De vele gezichten van Abdullah

Abdullah is een politieagent. Een vriend vroeg ons om hem de groeten te doen toen we een reis maakten naar Gambia. Nu is Abdullah ook onze ‘vriend’. Handig zo’n man van de wet. We hadden leuke gesprekken over Gambia en dankzij hem kwamen we veel over het land te weten. Hij had er geen moeite mee dat we een biertje dronken, maar zelf sloeg hij het vriendelijk af. Als islamiet dronk hij limonade.

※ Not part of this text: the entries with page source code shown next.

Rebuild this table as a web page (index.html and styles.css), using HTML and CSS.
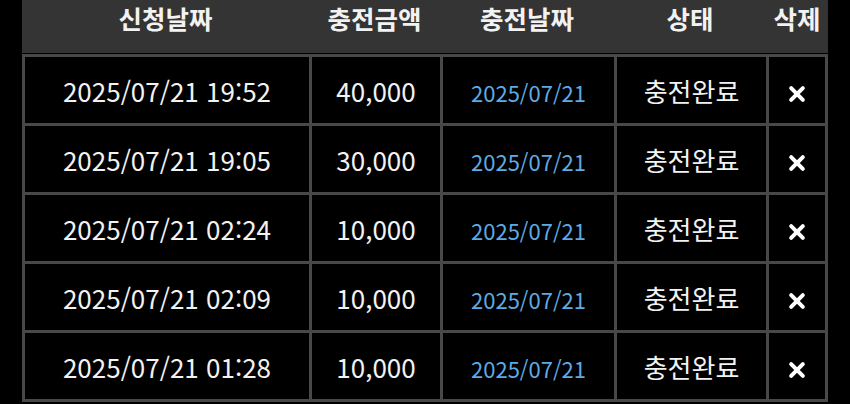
FILE: index.html
```html
<!DOCTYPE html>
<html lang="ko">
<head>
    <meta charset="UTF-8">
    <meta name="viewport" content="width=device-width, initial-scale=1.0">
    <title>충전내역</title>
    <link rel="stylesheet" href="styles.css">
</head>
<body>
    <div class="container">
        <!-- 헤더 -->
        <div class="list-head">
            <div>신청날짜</div>
            <div>충전금액</div>
            <div>충전날짜</div>
            <div>상태</div>
            <div>삭제</div>
        </div>

        <!-- 충전 내역 -->
        <div class="list-body">
            <div class="cell">2025/07/21 19:52</div>
            <div class="cell">40,000</div>
            <div class="cell date">2025/07/21</div>
            <div class="cell">충전완료</div>
            <div class="cell del"><svg viewBox="0 0 17 17"><path d="M3 3L14 14M14 3L3 14"/></svg></div>

            <div class="cell">2025/07/21 19:05</div>
            <div class="cell">30,000</div>
            <div class="cell date">2025/07/21</div>
            <div class="cell">충전완료</div>
            <div class="cell del"><svg viewBox="0 0 17 17"><path d="M3 3L14 14M14 3L3 14"/></svg></div>

            <div class="cell">2025/07/21 02:24</div>
            <div class="cell">10,000</div>
            <div class="cell date">2025/07/21</div>
            <div class="cell">충전완료</div>
            <div class="cell del"><svg viewBox="0 0 17 17"><path d="M3 3L14 14M14 3L3 14"/></svg></div>

            <div class="cell">2025/07/21 02:09</div>
            <div class="cell">10,000</div>
            <div class="cell date">2025/07/21</div>
            <div class="cell">충전완료</div>
            <div class="cell del"><svg viewBox="0 0 17 17"><path d="M3 3L14 14M14 3L3 14"/></svg></div>

            <div class="cell">2025/07/21 01:28</div>
            <div class="cell">10,000</div>
            <div class="cell date">2025/07/21</div>
            <div class="cell">충전완료</div>
            <div class="cell del"><svg viewBox="0 0 17 17"><path d="M3 3L14 14M14 3L3 14"/></svg></div>
        </div>
    </div>
</body>
</html>
```

FILE: styles.css
```css
/* 기본 스타일 */
body {
    font-family: 'Noto Sans CJK KR', 'Noto Sans', sans-serif;
    margin: 0;
    padding: 0;
    background-color: #000;
    color: #f2f2f2;
    overflow: hidden;
}
.container {
    width: 806px;
    margin-left: 22px;
}

/* 헤더 */
.list-head {
    display: grid;
    grid-template-columns: 287px 131px 174px 152px 62px;
    background-color: #343434;
    height: 53px;
    margin-bottom: 1px;
}
.list-head div {
    text-align: center;
    font-size: 25.5px;
    font-weight: bold;
    line-height: 36px;
}

/* 목록 */
.list-body {
    display: grid;
    grid-template-columns: 284px 128px 171px 149px 56px;
    grid-auto-rows: 66px;
    gap: 3px;
    padding: 3px;
    background-color: #484848;
}
.cell {
    background-color: #000;
    display: flex;
    align-items: center;
    justify-content: center;
    font-size: 26px;
}
.cell.date {
    font-size: 22px;
    color: #5eaae4;
    padding-top: 3px;
}
.cell.del svg {
    width: 18px;
    height: 18px;
    margin-top: 8px;
    stroke: #fff;
    stroke-width: 3.8;
    stroke-linecap: round;
    fill: none;
}
```
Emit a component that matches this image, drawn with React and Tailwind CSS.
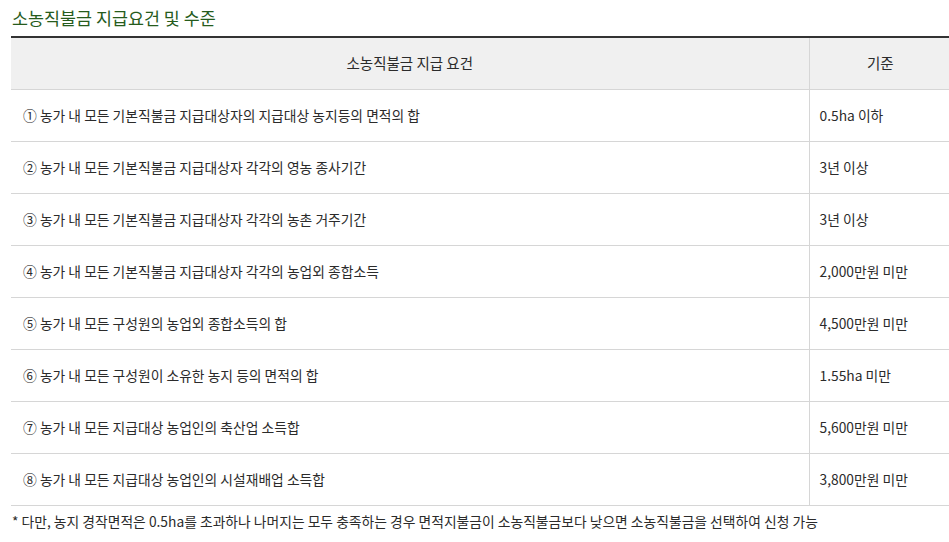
const rows = [
  ['① 농가 내 모든 기본직불금 지급대상자의 지급대상 농지등의 면적의 합', '0.5ha 이하'],
  ['② 농가 내 모든 기본직불금 지급대상자 각각의 영농 종사기간', '3년 이상'],
  ['③ 농가 내 모든 기본직불금 지급대상자 각각의 농촌 거주기간', '3년 이상'],
  ['④ 농가 내 모든 기본직불금 지급대상자 각각의 농업외 종합소득', '2,000만원 미만'],
  ['⑤ 농가 내 모든 구성원의 농업외 종합소득의 합', '4,500만원 미만'],
  ['⑥ 농가 내 모든 구성원이 소유한 농지 등의 면적의 합', '1.55ha 미만'],
  ['⑦ 농가 내 모든 지급대상 농업인의 축산업 소득합', '5,600만원 미만'],
  ['⑧ 농가 내 모든 지급대상 농업인의 시설재배업 소득합', '3,800만원 미만'],
];

export default function App() {
  return (
    <div className="w-[949px] h-[542px] overflow-hidden bg-white text-[#2b2b2b] font-['Noto_Sans_CJK_KR','Noto_Sans',sans-serif]">
      <h2 className="pl-[12px] pt-[4px] h-[36px] text-[17.4px] leading-[27px] text-[#265b1c]">
        소농직불금 지급요건 및 수준
      </h2>

      <div className="ml-[11px] w-[940px] border-t-2 border-[#333]">
        <table className="w-full border-collapse text-[13.8px]">
          <thead>
            <tr className="h-[51px] bg-[#f0f0f0] border-b border-[#d6d6d6]">
              <th className="w-[798px] font-normal text-[14.5px] text-center border-r border-[#d6d6d6]">소농직불금 지급 요건</th>
              <th className="font-normal text-[14.5px] text-center">기준</th>
            </tr>
          </thead>
          <tbody>
            {rows.map(([req, std]) => (
              <tr key={req} className="h-[52px] border-b border-[#d6d6d6]">
                <td className="pl-[12px] border-r border-[#d6d6d6]">{req}</td>
                <td className="pl-[10px]">{std}</td>
              </tr>
            ))}
          </tbody>
        </table>
      </div>

      <p className="pl-[12px] pt-[5px] text-[13.8px]">
        * 다만, 농지 경작면적은 0.5ha를 초과하나 나머지는 모두 충족하는 경우 면적지불금이 소농직불금보다 낮으면 소농직불금을 선택하여 신청 가능
      </p>
    </div>
  );
}
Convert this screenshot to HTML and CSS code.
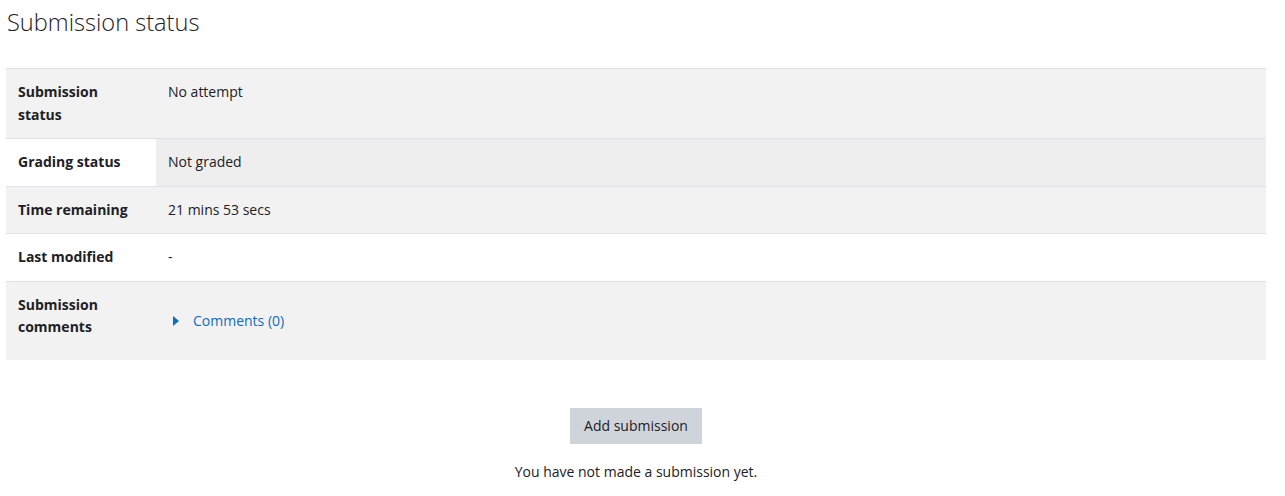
FILE: index.html
```html
<!DOCTYPE html>
<html lang="en">
<head>
<meta charset="utf-8">
<title>Submission status</title>
<link rel="stylesheet" href="styles.css">
</head>
<body>
<div class="page">
  <h2 class="title">Submission status</h2>
  <table class="status-table">
    <tbody>
      <tr class="striped">
        <th>Submission status</th>
        <td>No attempt</td>
      </tr>
      <tr>
        <th>Grading status</th>
        <td class="notgraded">Not graded</td>
      </tr>
      <tr class="striped">
        <th>Time remaining</th>
        <td>21 mins 53 secs</td>
      </tr>
      <tr>
        <th>Last modified</th>
        <td>-</td>
      </tr>
      <tr class="striped last">
        <th>Submission comments</th>
        <td>
          <div class="comments">
            <a class="comments-link" href="#">
              <svg class="caret" width="6" height="10" viewBox="0 0 6 10"><path d="M0 0 L6 5 L0 10 Z" fill="#0f6cbf"/></svg>
              <span>Comments (0)</span>
            </a>
          </div>
        </td>
      </tr>
    </tbody>
  </table>
  <div class="actions">
    <button class="btn" type="button">Add submission</button>
    <p class="note">You have not made a submission yet.</p>
  </div>
</div>
</body>
</html>
```
FILE: styles.css
```css
html, body {
  margin: 0;
  padding: 0;
  background: #fff;
}
body {
  font-family: "Open Sans", "Noto Sans", "Liberation Sans", sans-serif;
  font-size: 14px;
  line-height: 22.5px;
  color: #1d2125;
}
.page {
  padding: 0 19px 0 6px;
}
.title {
  margin: 0;
  padding: 6px 0 0 1px;
  font-size: 23.6px;
  font-weight: 300;
  line-height: 32px;
  height: 68px;
  box-sizing: border-box;
  color: #1d2125;
}
.status-table {
  width: 100%;
  border-collapse: collapse;
}
.status-table tr {
  border-top: 1px solid #dee2e6;
}
.status-table tr.last {
  border-bottom: none;
}
.status-table th,
.status-table td {
  padding: 12px;
  text-align: left;
  vertical-align: top;
}
.status-table th {
  width: 126px;
  font-weight: 700;
}
.status-table tr.striped {
  background: #f2f2f2;
}
.status-table td.notgraded {
  background: #eeeeee;
}
.comments {
  padding: 16px 0;
}
.comments-link {
  display: inline-flex;
  align-items: center;
  gap: 14px;
  padding-left: 5px;
  color: #0f6cbf;
  text-decoration: none;
}
.caret {
  display: block;
}
.actions {
  display: flex;
  flex-direction: column;
  align-items: center;
  padding-top: 48px;
  padding-right: 0;
}
.btn {
  font-family: inherit;
  font-size: 14px;
  line-height: 22.5px;
  color: #1d2125;
  background: #ced4da;
  border: 1px solid #ced4da;
  border-radius: 0;
  padding: 6px 12px;
  width: 132px;
  height: 36px;
}
.note {
  margin: 17px 0 0;
}
```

Met Abdullah bezochten we de meest trendy discotheek van de buurt. Het was er vol, warm, vochtig en benauwd. Mijn shirt was in korte tijd doorweekt. Op de dansvloer draaiden de nauwelijks zwetende ‘localen’ zich in alle dansbare bochten; een raar paringsritueel uitvoerend. Ik vroeg Abdullah of dat gebruikelijk was in Gambia. “Nee, màn. Dat zijn Senegalezen! Gambianen gedragen zich niet zo,” schreeuwde hij tegen de keiharde muziek in, in mijn oor. “Hoe gedragen ze zich dan wel?” riep ik. Hij antwoordde: “Ga naar de stranden, màn. Daar zul je een hoop jongens zien jagen op Europese vrouwen. Die vrouwen komen er speciaal voor naar Gambia. Tijdens het hoogseizoen hebben de gelukkigen een vriendin voor twee weken, en soms wel meer.” Ik moest lachen. “Meer weken?” Hij draaide met zijn ogen en stak zijn tong uit. “Ja, màn, en ook meer meiden tegelijk. Vooral de Engelse meiden zijn maf, màn. Die zijn voor alles te porren. Twee vriendinnen wonen zo’n jongen dan volkomen uit. En ze doen absoluut niet moeilijk over betalen. Dat vinden ze normaal, màn. Zo’n jongen heeft daarna nog voor maanden te eten, want ze tillen die meiden bij het leven. Zo komen veel jongens aan hun geld. Sommigen trouwen zelfs met hun Europese vriendin. Ja màn. Meestal zijn het dan wel de oudere vrouwen. En meestal zijn het Engelse vrouwen, alhoewel een vriend van me met een Duitse is getrouwd. Ze wil dat hij naar Duitsland komt. Dat doet hij nooit, màn! Hij kijkt wel uit! Nu stuurt ze elke maand geld en komt elke drie maanden voor twee weken naar Gambia. Als zij weer weg is zie je hem weer op het strand. Op jacht.” Ik vroeg hem wat de meisjes dan zoal deden. “De meisjes vind je in de discotheken en in de hotels. Waarom vraag je dat?” vroeg hij, terwijl hij me schalks aankeek. “Heb je iemand nodig voor vanavond? Hoeveel heb je er nodig, màn? Ze zijn erg goedkoop. Hoe oud moeten ze zijn? Wil je een rijpe vrouw of hou je van erg jong? Ik lever ze wel, hoor! Zeg het maar, màn!” Als antwoord op mijn afwerende gebaar keek hij kort richting Hitty en Ish, en grijnsde. De vriendelijke dienaar van de wet bleek dus ook parttime pooier te zijn.

De Senegalese meisjes op de dansvloer maakten met hun handen bewegingen alsof ze hun rokjes optilden en draaiden gelijktijdig met hun kruis. De jongens aaiden over hun zak terwijl ze neukbewegingen maakten. Hoe later op de avond, hoe broeieriger de sfeer werd. De rokjes werden af en toe daadwerkelijk opgetild. De jongens aaiden intensiever hun balzakken, terwijl de meisjes zichzelf vol overgave de liezen streelden. Een aan de kleur te zien Engels meisje sprong zwaar onder invloed van god mag weten wat, op de dansvloer en mengde zich in het ritueel. Met haar onderbuik aanschurkend tegen de mannen en vrouwen die ze passeerde bewoog ze zich over de dansvloer. Ze kreeg veel, heel veel aandacht. En niet alleen van de mannen. Op een gegeven moment vonden we het wel genoeg en verlieten we de disco. Ik was kletsnat van het zweet en was blij dat we de bedompte ruimte konden verlaten. Buiten werden we opgevangen door een peloton dealers. “Wil je roken, màn? Mijn spul is het beste, màn.” Abdullah, mijn politievriend, keek me aan, glimlachte en haalde zijn schouders op. Hij bood aan om ons naar het hotel te begeleiden, want er liepen volgens hem ‘s nachts veel schurken rond. Het zal me niet eens verbazen wanneer hij behalve parttime pooier, parttime politieagent en parttime islamiet, ook parttime drugsdealer is.